The philosophical importance of Price is entirely in the region of ethics. The Review of the Principal Questions in Morals (1757, Ethical Theory 3rd ed. revised 1787) contains his whole theory. It is divided into ten chapters, the first of which, though a small part of the whole, completes his demonstration of ethical theory. The remaining chapters investigate details of minor importance, and are especially interesting as showing his relation to Butler and Kant (ch. iii. and ch. vii.). The work is professedly a refutation of Hutcheson, but is rather constructive than polemical. The theory he propounds is closely allied to that of Cudworth, but is interesting mainly in comparison with the subsequent theories of Kant.

I. Right and wrong belong to actions in themselves. By this he means, not that the ethical value of actions is independent of their motive and end (see ch. vi), but rather that it is unaffected by consequences, and that it is more or less invariable for intelligent beings. II. This ethical value is perceived by reason or understanding (which, unlike Kant, he does not distinguish), which intuitively recognizes fitness or congruity between actions, agents and total circumstances. Arguing that ethical judgment is an act of discrimination, he endeavours to invalidate the doctrine of the moral sense (see Shaftesbury and Hutcheson). Yet, in denying the importance of the emotions in moral judgment, he is driven back to the admission that right actions must be “grateful” to us; that, in fact, moral approbation includes both an act of the understanding and an emotion of the heart. Still it remains true that reason alone, in its highest development, would be a sufficient guide. In this conclusion he is in close agreement with Kant; reason is the arbiter, and right is (1) not a matter of the emotions and (2) not relative to imperfect human nature. Price's main point of difference with Cudworth is that while Cudworth regards the moral criterion as a νόημα or modification of the mind, existing in germ and developed by circumstances, Price regards it as acquired from the contemplation of actions, but acquired necessarily, immediately, intuitively. In his view of disinterested action (ch. iii.) he adds nothing to Butler. III. Happiness he regards as the only end, conceivable by us, of divine Providence, but it is a happiness wholly dependent upon rectitude. Virtue tends always to happiness, and in the end must produce it in its perfect form.

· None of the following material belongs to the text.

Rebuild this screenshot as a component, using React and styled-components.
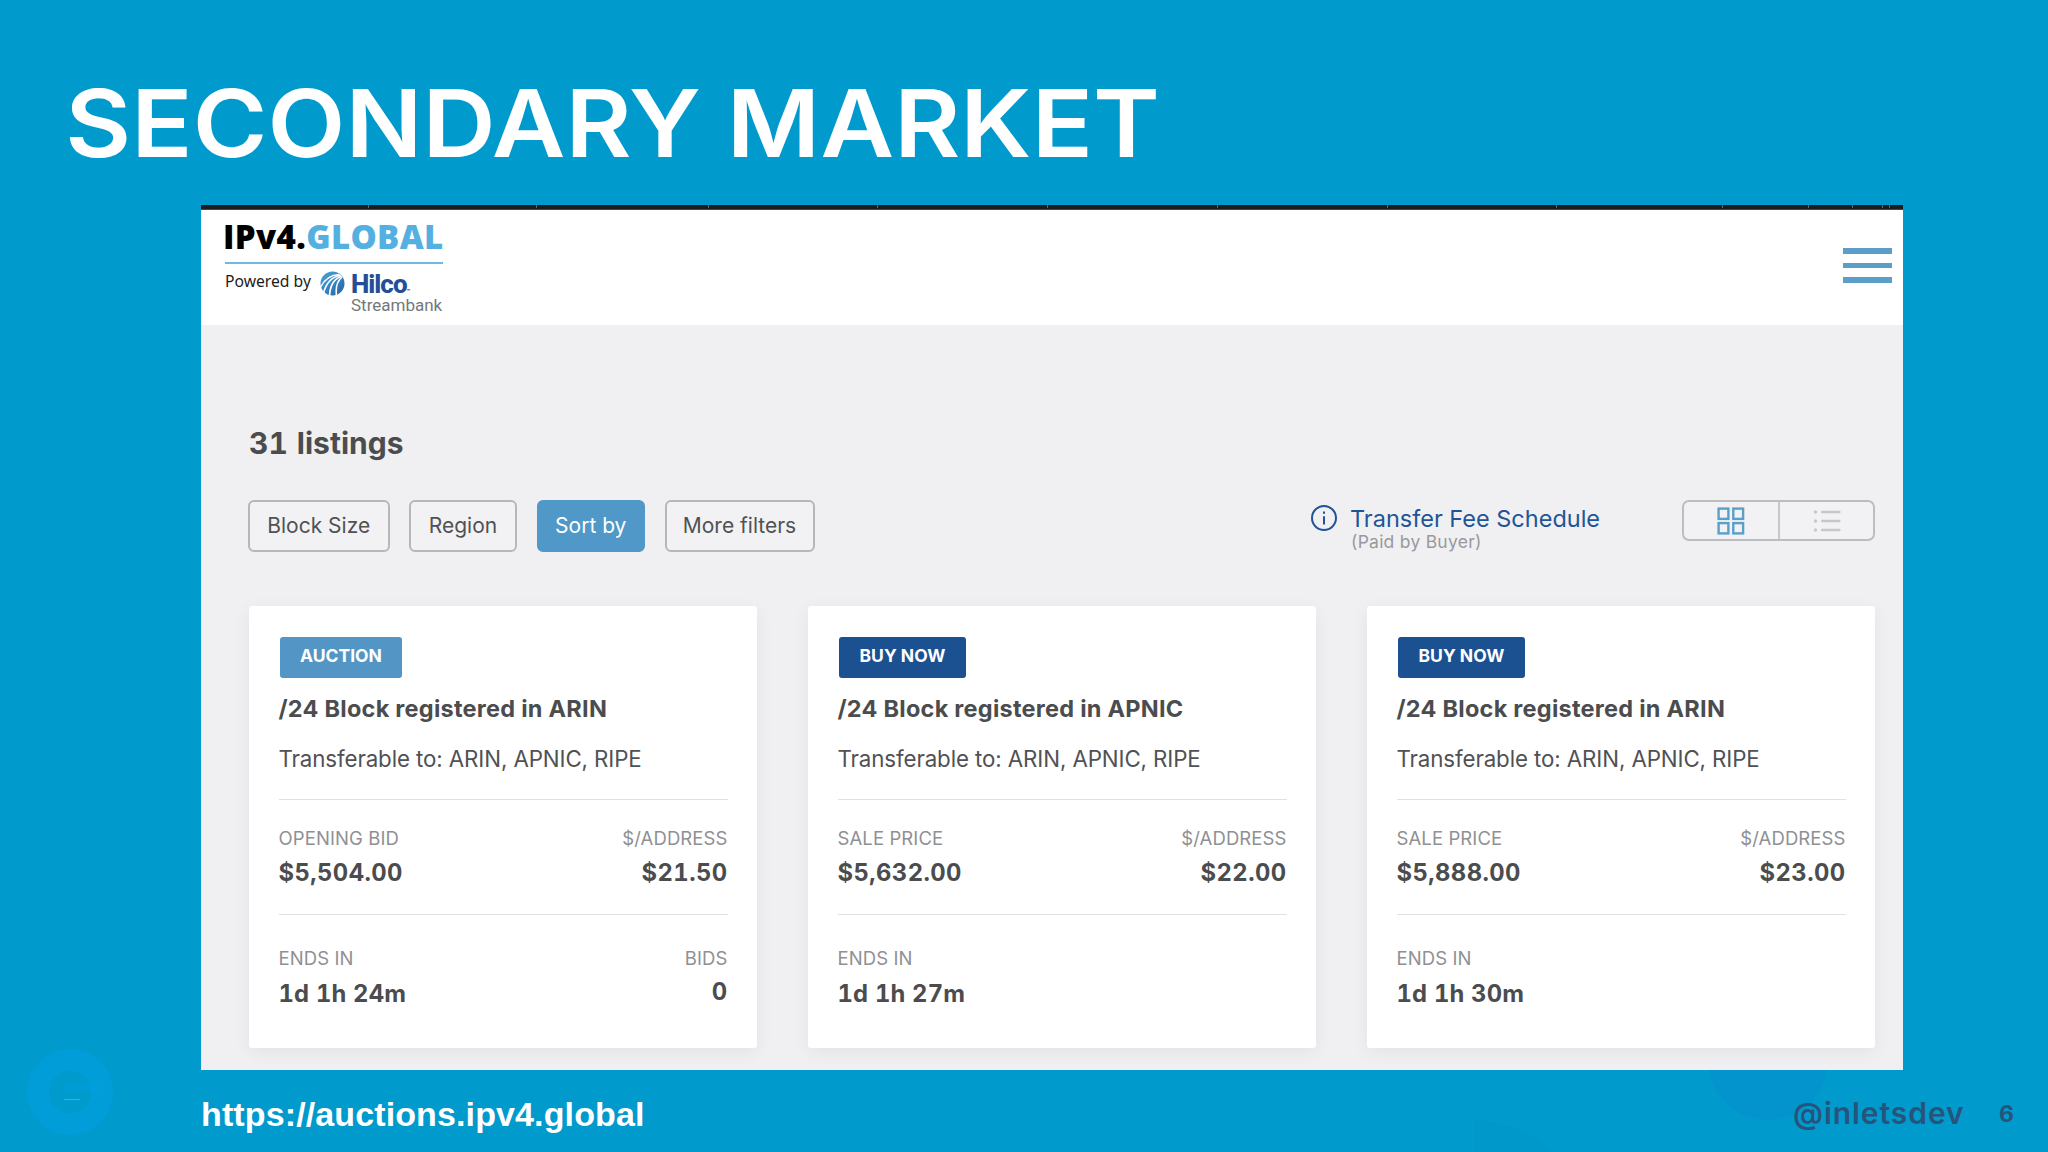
import React from 'react';
import styled, { createGlobalStyle } from 'styled-components';

const GlobalStyle = createGlobalStyle`
  * {
    box-sizing: border-box;
  }
  body {
    margin: 0;
    background: #009acd;
    font-family: Inter, "Liberation Sans", sans-serif;
  }
`;

const Slide = styled.div`
  position: relative;
  width: 2048px;
  height: 1152px;
  overflow: hidden;
  background: #009acd;
  display: flex;
  flex-direction: column;
`;

const Heading = styled.h1`
  margin: 0;
  height: 205px;
  padding: 73px 0 0 60px;
  color: #fff;
  font-size: 93px;
  font-weight: 600;
  line-height: 100px;
  letter-spacing: 0.1px;
  white-space: nowrap;
  transform: scaleX(1.089);
  transform-origin: 0 0;
`;

const Decor = styled.svg`
  position: absolute;
  left: 0;
  top: 1000px;
`;

const Panel = styled.div`
  position: relative;
  margin-left: 201px;
  width: 1702px;
  height: 865px;
  background: #f0f0f3;
  display: flex;
  flex-direction: column;
`;

const TabStrip = styled.div`
  height: 5px;
  display: flex;
  background: #1b1e20;
  border-bottom: 1px solid #4b4446;
`;

const Tab = styled.div`
  width: ${(props) => props.$width}px;
  height: 3px;
  border-right: 1px solid #5c6a70;
`;

const Header = styled.div`
  height: 115px;
  background: #fff;
  display: flex;
  justify-content: space-between;
  padding: 0 11px 0 24px;
`;

const Brand = styled.div`
  width: 218px;
  padding-top: 7px;
`;

const BrandName = styled.div`
  display: flex;
  margin-left: -2px;
  color: #000;
  font-family: "Open Sans", sans-serif;
  font-size: 33px;
  font-weight: 800;
  line-height: 40px;
  letter-spacing: 0.35px;
`;

const BrandAccent = styled.span`
  color: #55b0e2;
`;

const BrandRule = styled.div`
  height: 2px;
  margin-top: 5px;
  background: #6dbbe2;
`;

const BrandPowered = styled.div`
  display: flex;
  align-items: flex-start;
  padding-top: 7px;
`;

const PoweredText = styled.div`
  width: 95px;
  margin-top: -2px;
  color: #1c1c1c;
  font-family: "Noto Sans", sans-serif;
  font-size: 15.7px;
  line-height: 24px;
  white-space: nowrap;
`;

const Hilco = styled.div`
  padding-left: 6px;
  font-family: Roboto, sans-serif;
`;

const HilcoName = styled.div`
  height: 24px;
  color: #244f97;
  font-size: 26px;
  font-weight: 800;
  line-height: 26px;
  letter-spacing: -1px;
`;

const HilcoMark = styled.span`
  font-size: 6px;
  line-height: 1;
  letter-spacing: 0;
`;

const HilcoSub = styled.div`
  margin-top: 2px;
  color: #75787b;
  font-size: 17px;
  line-height: 16px;
`;

const Hamburger = styled.div`
  width: 49px;
  padding-top: 38px;
  display: flex;
  flex-direction: column;
  gap: 9px;
`;

const HamburgerBar = styled.div`
  height: 5.5px;
  background: #5b9fc9;
`;

const Content = styled.div`
  flex: 1;
  padding: 98px 28px 0 48px;
`;

const ListingCount = styled.h2`
  margin: 0 0 37px;
  color: #4b4c4e;
  font-size: 30px;
  font-weight: 700;
  line-height: 40px;
  word-spacing: 1px;
  font-feature-settings: "tnum";
`;

const Toolbar = styled.div`
  display: flex;
  align-items: flex-start;
  height: 52px;
  margin: 0 0 54px -1px;
`;

const FilterButton = styled.div`
  width: ${(props) => props.$width}px;
  height: 52px;
  margin-right: 19.5px;
  padding-bottom: 2px;
  display: flex;
  align-items: center;
  justify-content: center;
  border: 2px solid ${(props) => (props.$active ? '#4f98c8' : '#b6b7ba')};
  border-radius: 6px;
  background: ${(props) => (props.$active ? '#4f98c8' : '#f2f2f4')};
  color: ${(props) => (props.$active ? '#fff' : '#505154')};
  font-size: 21px;
  white-space: nowrap;
`;

const FeeLink = styled.div`
  margin: 4px 81px 0 auto;
  width: 290px;
  display: flex;
  gap: 13px;
`;

const FeeTitle = styled.div`
  color: #1f5597;
  font-size: 23.5px;
  line-height: 28px;
  padding-top: 1px;
  white-space: nowrap;
`;

const FeeNote = styled.div`
  color: #98999c;
  font-size: 17.5px;
  line-height: 18px;
  padding-left: 1px;
  letter-spacing: 0.25px;
`;

const Toggle = styled.div`
  width: 193px;
  height: 41px;
  display: flex;
  border: 2px solid #bcbdc0;
  border-radius: 7px;
  background: #f2f2f4;
`;

const ToggleSide = styled.div`
  flex: 1;
  display: flex;
  align-items: center;
  justify-content: center;
  padding-left: 1px;
  & + & {
    border-left: 2px solid #c6c7ca;
  }
`;

const Cards = styled.div`
  display: grid;
  grid-template-columns: repeat(3, 1fr);
  gap: 51px;
`;

const Card = styled.div`
  height: 442px;
  padding: 31px 29.5px 0 29.5px;
  background: #fff;
  border-radius: 3px;
  box-shadow: 0 4px 18px rgba(0, 0, 0, 0.06);
`;

const Badge = styled.div`
  display: inline-flex;
  align-items: center;
  height: 41px;
  margin-left: 1px;
  padding: 0 ${(props) => (props.$auction ? 20.5 : 21)}px 4px;
  border-radius: 3px;
  background: ${(props) => (props.$auction ? '#5396c5' : '#1b5191')};
  color: #fff;
  font-size: 17.5px;
  font-weight: 700;
`;

const CardTitle = styled.div`
  margin-top: 16px;
  color: #4b4c4e;
  font-size: 23.5px;
  font-weight: 700;
  line-height: 30px;
  letter-spacing: 0.25px;
  white-space: nowrap;
`;

const CardText = styled.div`
  margin: 20px 0 25px;
  color: #505154;
  font-size: 22.3px;
  line-height: 30px;
  letter-spacing: -0.1px;
  white-space: nowrap;
`;

const Stats = styled.div`
  display: flex;
  justify-content: space-between;
  height: ${(props) => props.$height}px;
  padding-top: ${(props) => props.$top}px;
  border-top: 1px solid #e0e1e3;
`;

const Stat = styled.div`
  text-align: ${(props) => props.$align || 'left'};
`;

const StatLabel = styled.div`
  color: #8f9093;
  font-size: 18.5px;
  line-height: 24px;
  letter-spacing: 0.1px;
`;

const StatValue = styled.div`
  margin-top: ${(props) => props.$gap}px;
  color: #4b4c4e;
  font-size: 23.8px;
  font-weight: 700;
  line-height: 30px;
  letter-spacing: ${(props) => props.$spacing || 0.4}px;
  font-feature-settings: "tnum";
`;

const Footer = styled.div`
  position: relative;
  flex: 1;
  display: flex;
  padding: 24px 33px 0 201px;
`;

const Url = styled.div`
  flex: 1;
  color: #fff;
  font-family: "Liberation Sans", Arial, sans-serif;
  font-size: 34px;
  font-weight: 700;
  line-height: 41px;
  letter-spacing: 0.12px;
`;

const Handle = styled.div`
  width: 206px;
  color: #27547a;
  font-size: 30px;
  font-weight: 600;
  line-height: 38px;
  letter-spacing: 0.95px;
`;

const PageNumber = styled.div`
  width: 16px;
  color: #27547a;
  font-size: 23px;
  font-weight: 700;
  line-height: 40px;
`;

const filters = [
  { label: 'Block Size', width: 141.5 },
  { label: 'Region', width: 108 },
  { label: 'Sort by', width: 108.5, active: true },
  { label: 'More filters', width: 150 },
];

const tabs = [168, 168, 172, 169, 170, 170, 170, 169, 166, 86, 44, 30, 7];

const listings = [
  { auction: true, registry: 'ARIN', price: '$5,504.00', perAddress: '$21.50', ends: '1d 1h 24m', bids: '0' },
  { registry: 'APNIC', price: '$5,632.00', perAddress: '$22.00', ends: '1d 1h 27m' },
  { registry: 'ARIN', price: '$5,888.00', perAddress: '$23.00', ends: '1d 1h 30m' },
];

const Globe = () => (
  <svg width="25" height="25" viewBox="0 0 25 25">
    <defs>
      <linearGradient id="globe" x1="0" y1="0" x2="1" y2="1">
        <stop offset="0" stopColor="#4aa6d8" />
        <stop offset="1" stopColor="#2363a8" />
      </linearGradient>
    </defs>
    <circle cx="12.5" cy="12.5" r="12" fill="url(#globe)" />
    <g fill="none" stroke="#fff" strokeLinecap="round">
      <path d="M0 17C4 9 10 4 19 3.5" strokeWidth="1.4" />
      <path d="M3.5 22C6 13 11 6 20 4.5" strokeWidth="1.7" />
      <path d="M9.5 25C10 15 14 8 21 5.5" strokeWidth="1.7" />
      <path d="M16.5 25C15.5 17 17.5 10 21.5 6.5" strokeWidth="1.6" />
    </g>
  </svg>
);

const InfoIcon = () => (
  <svg width="26" height="28" viewBox="0 0 26 28" fill="none" stroke="#1f5597" strokeWidth="2">
    <circle cx="13" cy="14" r="12" />
    <path d="M13 12.2V20.5" />
    <path d="M13 7.5V9.7" />
  </svg>
);

const GridIcon = () => (
  <svg width="28" height="28" viewBox="0 0 28 28" fill="none" stroke="#5a9fca" strokeWidth="2.4">
    <rect x="1.6" y="1.6" width="9.8" height="10.3" />
    <rect x="16.3" y="1.6" width="9.8" height="10.3" />
    <rect x="1.6" y="16.1" width="9.8" height="10.3" />
    <rect x="16.3" y="16.1" width="9.8" height="10.3" />
  </svg>
);

const ListIcon = () => (
  <svg width="28" height="28" viewBox="0 0 28 28" fill="#c6c7ca">
    {[5, 14, 23].map((y) => (
      <g key={y}>
        <circle cx="2.5" cy={y} r="1.7" />
        <rect x="8" y={y - 1.2} width="19.5" height="2.4" rx="1" />
      </g>
    ))}
  </svg>
);

class ListingCard extends React.Component {
  render() {
    const {
      auction,
      registry,
      price,
      perAddress,
      ends,
      bids,
    } = this.props;
    return (
      <Card>
        <Badge $auction={auction}>{auction ? 'AUCTION' : 'BUY NOW'}</Badge>
        <CardTitle>/24 Block registered in {registry}</CardTitle>
        <CardText>Transferable to: ARIN, APNIC, RIPE</CardText>
        <Stats $height={115} $top={26}>
          <Stat>
            <StatLabel>{auction ? 'OPENING BID' : 'SALE PRICE'}</StatLabel>
            <StatValue $gap={8}>{price}</StatValue>
          </Stat>
          <Stat $align="right">
            <StatLabel>$/ADDRESS</StatLabel>
            <StatValue $gap={8}>{perAddress}</StatValue>
          </Stat>
        </Stats>
        <Stats $height={130} $top={31}>
          <Stat>
            <StatLabel>ENDS IN</StatLabel>
            <StatValue $gap={9} $spacing={0.2}>{ends}</StatValue>
          </Stat>
          {bids && (
            <Stat $align="right">
              <StatLabel>BIDS</StatLabel>
              <StatValue $gap={7}>{bids}</StatValue>
            </Stat>
          )}
        </Stats>
      </Card>
    );
  }
}

export default function App() {
  return (
    <>
      <GlobalStyle />
      <Slide>
        <Decor width="2048" height="152" viewBox="0 0 2048 152">
          <circle cx="70" cy="92" r="32" fill="none" stroke="#009edb" strokeWidth="22" opacity="0.85" />
          <rect x="64" y="84" width="34" height="7" fill="#009edb" opacity="0.6" />
          <rect x="64" y="99" width="16" height="1" fill="#2fb4e4" />
          <circle cx="1768" cy="60" r="60" fill="#0494cd" />
          <path d="M1475 152V120C1500 122 1535 130 1550 152Z" fill="#0097cb" />
        </Decor>
        <Heading>SECONDARY MARKET</Heading>
        <Panel>
          <TabStrip>
            {tabs.map((width, i) => <Tab key={i} $width={width} />)}
          </TabStrip>
          <Header>
            <Brand>
              <BrandName>
                IPv4.<BrandAccent>GLOBAL</BrandAccent>
              </BrandName>
              <BrandRule />
              <BrandPowered>
                <PoweredText>Powered by</PoweredText>
                <Globe />
                <Hilco>
                  <HilcoName>Hilco<HilcoMark>™</HilcoMark></HilcoName>
                  <HilcoSub>Streambank</HilcoSub>
                </Hilco>
              </BrandPowered>
            </Brand>
            <Hamburger>
              <HamburgerBar />
              <HamburgerBar />
              <HamburgerBar />
            </Hamburger>
          </Header>
          <Content>
            <ListingCount>31 listings</ListingCount>
            <Toolbar>
              {filters.map((f) => (
                <FilterButton key={f.label} $width={f.width} $active={f.active}>{f.label}</FilterButton>
              ))}
              <FeeLink>
                <InfoIcon />
                <div>
                  <FeeTitle>Transfer Fee Schedule</FeeTitle>
                  <FeeNote>(Paid by Buyer)</FeeNote>
                </div>
              </FeeLink>
              <Toggle>
                <ToggleSide><GridIcon /></ToggleSide>
                <ToggleSide><ListIcon /></ToggleSide>
              </Toggle>
            </Toolbar>
            <Cards>
              {listings.map((l) => <ListingCard key={l.price} {...l} />)}
            </Cards>
          </Content>
        </Panel>
        <Footer>
          <Url>https://auctions.ipv4.global</Url>
          <Handle>@inletsdev</Handle>
          <PageNumber>6</PageNumber>
        </Footer>
      </Slide>
    </>
  );
}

Works.—Besides the above-mentioned, Price wrote an Essay on the Population of England (2nd ed., 1780); two Fast-day Sermons, published respectively in 1779 and 1781; and Observations on the importance of the American Revolution and the means of rendering it a benefit to the World (1784). A complete list of his works is given as an appendix to Dr Priestley's Funeral Sermon. His views on the French Revolution are denounced by Burke in his Reflections on the Revolution in France. Notices of Price's ethical system occur in Mackintosh's Progress of Ethical Philosophy, Jouffroy's Introduction to Ethics, Whewell's History of Moral Philosophy in England; Bain's Mental and Moral Sciences. See also Ethics, and T. Fowler's monograph on Shaftesbury and Hutcheson. For Price's life see memoir by his nephew, William Morgan.  (J. M. M.) 


  1. Lord Overstone reprinted in 1857, for private circulation, Price's and other rare tracts on the national debt and the sinking fund.